Só precisa ser doce
Estava concentrado em meus afazeres quando o silêncio no ambiente foi quebrado por uma amiga de trabalho. “Alguém tem um docinho aí?”. Vasculhei a mochila, já sabendo que não encontraria nada, por não ter o costume de carregar nada açucarado comigo. Mas diante da necessidade expressa, todos os esforços me pareceram legítimos. Assim como eu, as outras pessoas que ouviram o pedido também se agitaram para atender o desejo gustativo dela, frustrando completamente suas expectativas.
Todo mundo ali sabia exatamente o que estava pegando, embora ninguém tenha dito nada a respeito.
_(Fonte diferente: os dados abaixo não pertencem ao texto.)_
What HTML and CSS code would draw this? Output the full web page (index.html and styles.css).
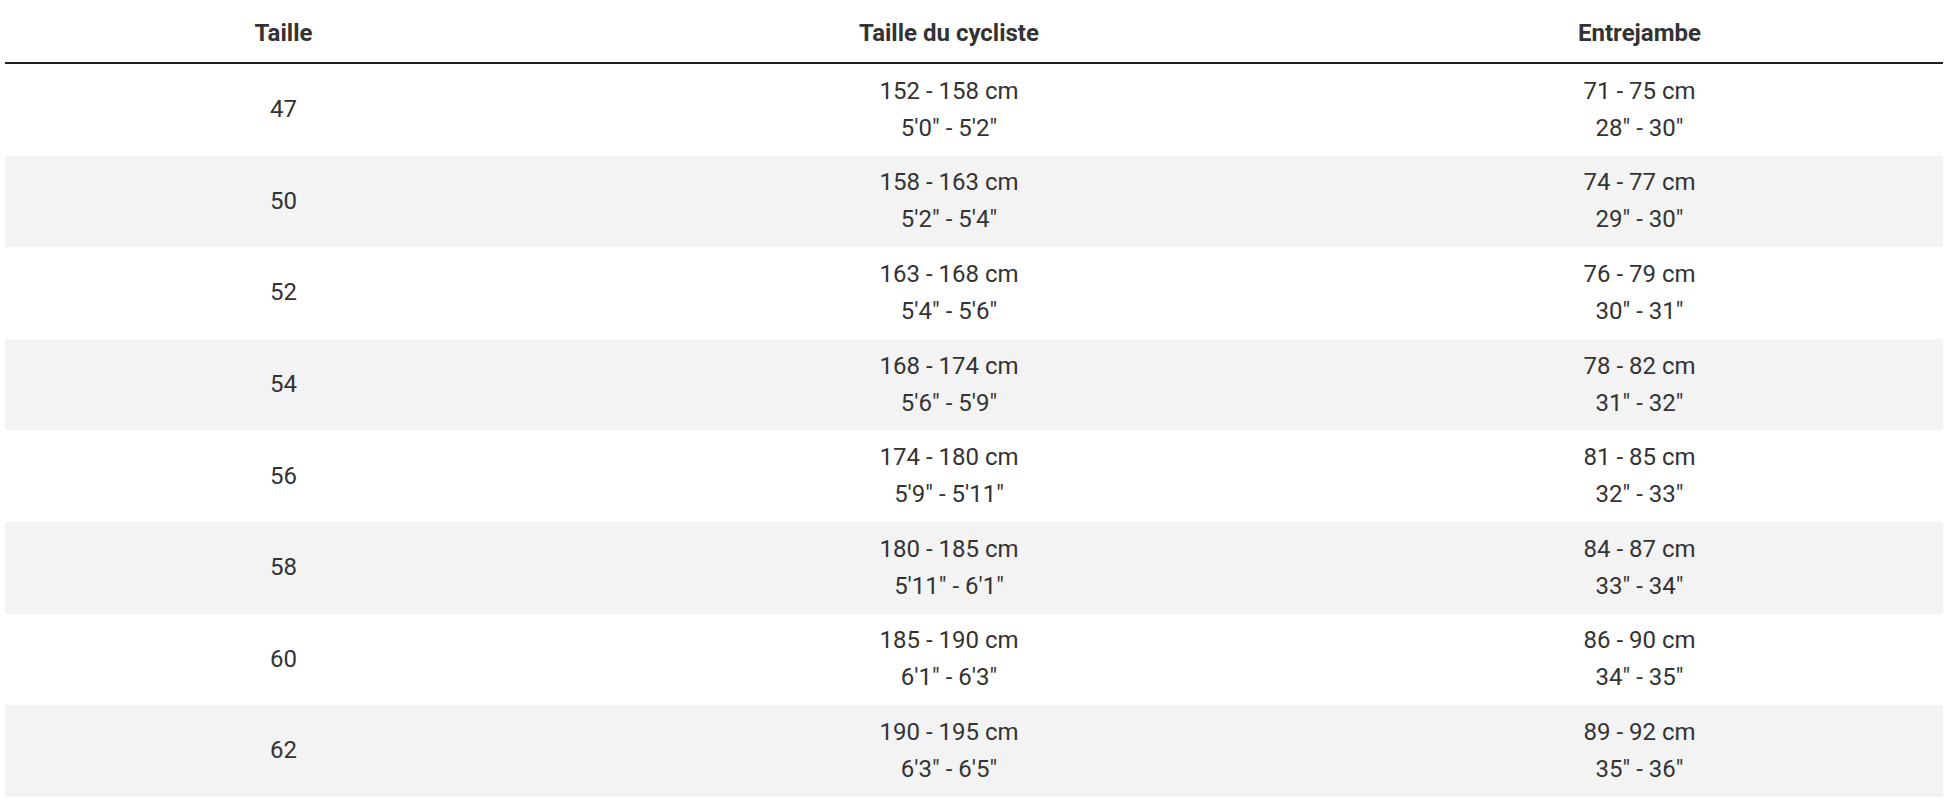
FILE: index.html
```html
<!DOCTYPE html>
<html lang="fr">
<head>
<meta charset="utf-8">
<title>Tableau des tailles</title>
<link rel="stylesheet" href="styles.css">
</head>
<body>
<table class="sizes">
  <colgroup>
    <col class="c1">
    <col class="c2">
    <col class="c3">
  </colgroup>
  <thead>
    <tr><th>Taille</th><th>Taille du cycliste</th><th>Entrejambe</th></tr>
  </thead>
  <tbody>
    <tr><td>47</td><td>152 - 158 cm<br>5'0" - 5'2"</td><td>71 - 75 cm<br>28" - 30"</td></tr>
    <tr><td>50</td><td>158 - 163 cm<br>5'2" - 5'4"</td><td>74 - 77 cm<br>29" - 30"</td></tr>
    <tr><td>52</td><td>163 - 168 cm<br>5'4" - 5'6"</td><td>76 - 79 cm<br>30" - 31"</td></tr>
    <tr><td>54</td><td>168 - 174 cm<br>5'6" - 5'9"</td><td>78 - 82 cm<br>31" - 32"</td></tr>
    <tr><td>56</td><td>174 - 180 cm<br>5'9" - 5'11"</td><td>81 - 85 cm<br>32" - 33"</td></tr>
    <tr><td>58</td><td>180 - 185 cm<br>5'11" - 6'1"</td><td>84 - 87 cm<br>33" - 34"</td></tr>
    <tr><td>60</td><td>185 - 190 cm<br>6'1" - 6'3"</td><td>86 - 90 cm<br>34" - 35"</td></tr>
    <tr><td>62</td><td>190 - 195 cm<br>6'3" - 6'5"</td><td>89 - 92 cm<br>35" - 36"</td></tr>
  </tbody>
</table>
</body>
</html>
```

FILE: styles.css
```css
html, body {
  margin: 0;
  padding: 0;
  background: #ffffff;
}
body {
  font-family: Roboto, "Liberation Sans", Arial, sans-serif;
  color: #333333;
}
.sizes {
  margin-left: 5px;
  width: 1938px;
  border-collapse: collapse;
  table-layout: fixed;
}
.c1 { width: 557px; }
.c2 { width: 774px; }
.c3 { width: 607px; }
.sizes th {
  height: 59px;
  padding: 3px 0 0;
  font-size: 24px;
  font-weight: 700;
  line-height: 28px;
  text-align: center;
  vertical-align: middle;
  border-bottom: 2px solid #1e1e1e;
  color: #333333;
}
.sizes td {
  padding: 8.8px 0;
  font-size: 24px;
  line-height: 37px;
  text-align: center;
  vertical-align: middle;
}
.sizes tbody tr:nth-child(even) td {
  background: #f3f3f3;
}
```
Qualquer dia, no meio do nada, algo no corpo te faz sentir a necessidade de ter algo doce entre os dentes. Não interessa muito o que. Pode ser bala, doce de fruta, de amendoim, chocolate, qualquer coisa. O corpo clama por um doce e te faz ficar com o pensamento fixo em algo que atenda a esse querer. Importante observar que a vontade desesperada por um doce não precisa ser em grande quantidade, sem exageros ou compulsão. Só precisa ser doce.
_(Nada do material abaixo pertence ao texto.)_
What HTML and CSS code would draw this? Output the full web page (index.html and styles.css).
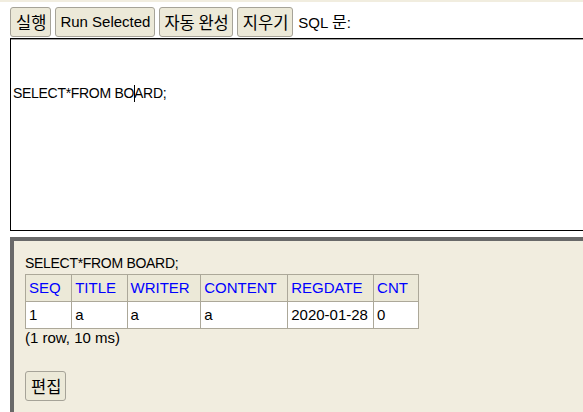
FILE: index.html
```html
<!DOCTYPE html>
<html lang="ko">
<head>
<meta charset="utf-8">
<title>H2 Console</title>
<link rel="stylesheet" href="styles.css">
</head>
<body>
<div class="topstrip"></div>
<div class="toolbar">
  <button class="btn ko">실행</button>
  <button class="btn">Run Selected</button>
  <button class="btn ko tight">자동 완성</button>
  <button class="btn ko">지우기</button>
  <span class="label">SQL <span class="ko">문</span>:</span>
</div>
<div class="editor">

SELECT*FROM BO<span class="caret"></span>ARD;</div>
<div class="result">
  <div class="sql">SELECT*FROM BOARD;</div>
  <table class="resultset">
    <tr>
      <th><a href="#">SEQ</a></th>
      <th><a href="#">TITLE</a></th>
      <th><a href="#">WRITER</a></th>
      <th><a href="#">CONTENT</a></th>
      <th><a href="#">REGDATE</a></th>
      <th><a href="#">CNT</a></th>
    </tr>
    <tr>
      <td>1</td>
      <td>a</td>
      <td>a</td>
      <td>a</td>
      <td>2020-01-28</td>
      <td>0</td>
    </tr>
  </table>
  <div class="info">(1 row, 10 ms)</div>
  <button class="btn ko edit">편집</button>
</div>
</body>
</html>
```
FILE: styles.css
```css
html, body {
  margin: 0;
  padding: 0;
  overflow: hidden;
  background: #fff;
}
body {
  font-family: "Liberation Sans", "Noto Sans CJK KR", sans-serif;
  font-size: 15px;
  color: #000;
  width: 583px;
  height: 412px;
}
.topstrip {
  height: 2px;
  background: #f1eddf;
}
.toolbar {
  display: flex;
  align-items: center;
  gap: 4px;
  padding: 5px 0 0 10px;
  height: 30px;
}
.btn {
  font-family: "Liberation Sans", "Noto Sans CJK KR", sans-serif;
  font-size: 15px;
  color: #000;
  height: 30px;
  padding: 0 4px;
  margin: 0;
  background: #ece9d8;
  border: 1px solid #a6a398;
  border-radius: 3px;
  line-height: 28px;
}
.ko {
  font-family: "Noto Sans CJK KR", sans-serif;
  font-size: 16.5px;
}
.btn.ko {
  padding: 0 4px 0 5px;
}
.btn.tight {
  padding: 0 3px 0 4px;
  word-spacing: -1px;
}
.label {
  margin-left: 1px;
  line-height: 30px;
}
.label .ko {
  font-size: 16px;
}
.editor {
  box-sizing: border-box;
  margin: 1px 0 0 10px;
  width: 700px;
  height: 193px;
  border: 1px solid #000;
  box-shadow: inset 0 1px 0 #a0a0a0;
  padding: 4px 2px 2px 2px;
  white-space: pre;
  font-size: 14px;
  line-height: 20px;
  letter-spacing: -0.3px;
  background: #fff;
}
.caret {
  display: inline-block;
  width: 1px;
  height: 17px;
  margin-right: -1px;
  background: #000;
  vertical-align: -4px;
}
.result {
  margin: 6px 0 0 10px;
  width: 700px;
  height: 300px;
  border-top: 4px solid #696969;
  border-left: 4px solid #696969;
  background: #f1eddf;
  padding: 13px 0 0 11px;
}
.sql {
  font-size: 14px;
  line-height: 18px;
  letter-spacing: -0.3px;
  margin-bottom: 2px;
}
.resultset {
  border-collapse: collapse;
  border: 1px solid #aca899;
}
.resultset th,
.resultset td {
  border: 1px solid #aca899;
  padding: 4px 3px;
  line-height: 18px;
  text-align: left;
  font-weight: normal;
  font-size: 15px;
}
.resultset th {
  background: #ece9d8;
  padding-right: 10.5px;
}
.resultset td {
  background: #fff;
}
.resultset th a {
  color: #0000ff;
  text-decoration: none;
}
.info {
  line-height: 18px;
}
.edit {
  display: block;
  margin-top: 24px;
}
```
Essa é uma necessidade que se manifesta quando menos esperamos e, geralmente, quando não há nada com açúcar por perto. Até quem tem o paladar com mais afinidade com o salgado, vez ou outra, se vê procurando um docinho. Não tem relação sobre o gosto por doces, que eu descobri há pouco que começa já no útero da mãe. Por lá, o doce é um dos primeiros sabores e o preferido. É sobre precisar de doçura, que apesar de ser ofertada o tempo todo, por todo lado e também vir velada por trás de informações pouco esclarecedoras em rótulos feitos para nos confundir, está em falta em outro tipo de mercado.
Fato é que para muita gente os últimos meses têm sido muito amargos. Sem muito tempo para descanso. Mal demos conta de digerir o bode da última dificuldade, já estamos mandando goela abaixo outra notícia indigesta. O brasileiro não tem tido um dia de paz e isso faz com que se perca o apetite mesmo. Até porque ir às compras, principalmente de alimentos, dá azia até mesmo nos estômagos mais fortes. E temos a impressão que esse mal-estar deve perdurar até para os mais otimistas. Ainda que o copo de água seja visto meio cheio, não tem como não se sentir confortável dentro dessa panela de pressão.
Enquanto a receita não melhorar, o jeito vai ser continuar lidando como for possível com a nossa carência de doçura. Procurando tornar um pouco mais doces as vidas das pessoas que nos atravessam. Quando não der com um alimento físico, que seja com palavras, acolhidas ou abraços, como uma paçoca, que maçarocada, abraça a nossa língua. Depois dessa pergunta, que tirou do silêncio uma provocação, vou passar a andar ao menos com uma balinha esquecida na mochila. Hora dessas, quando for solicitado, com açúcar e com afeto, não deixarei faltar doce.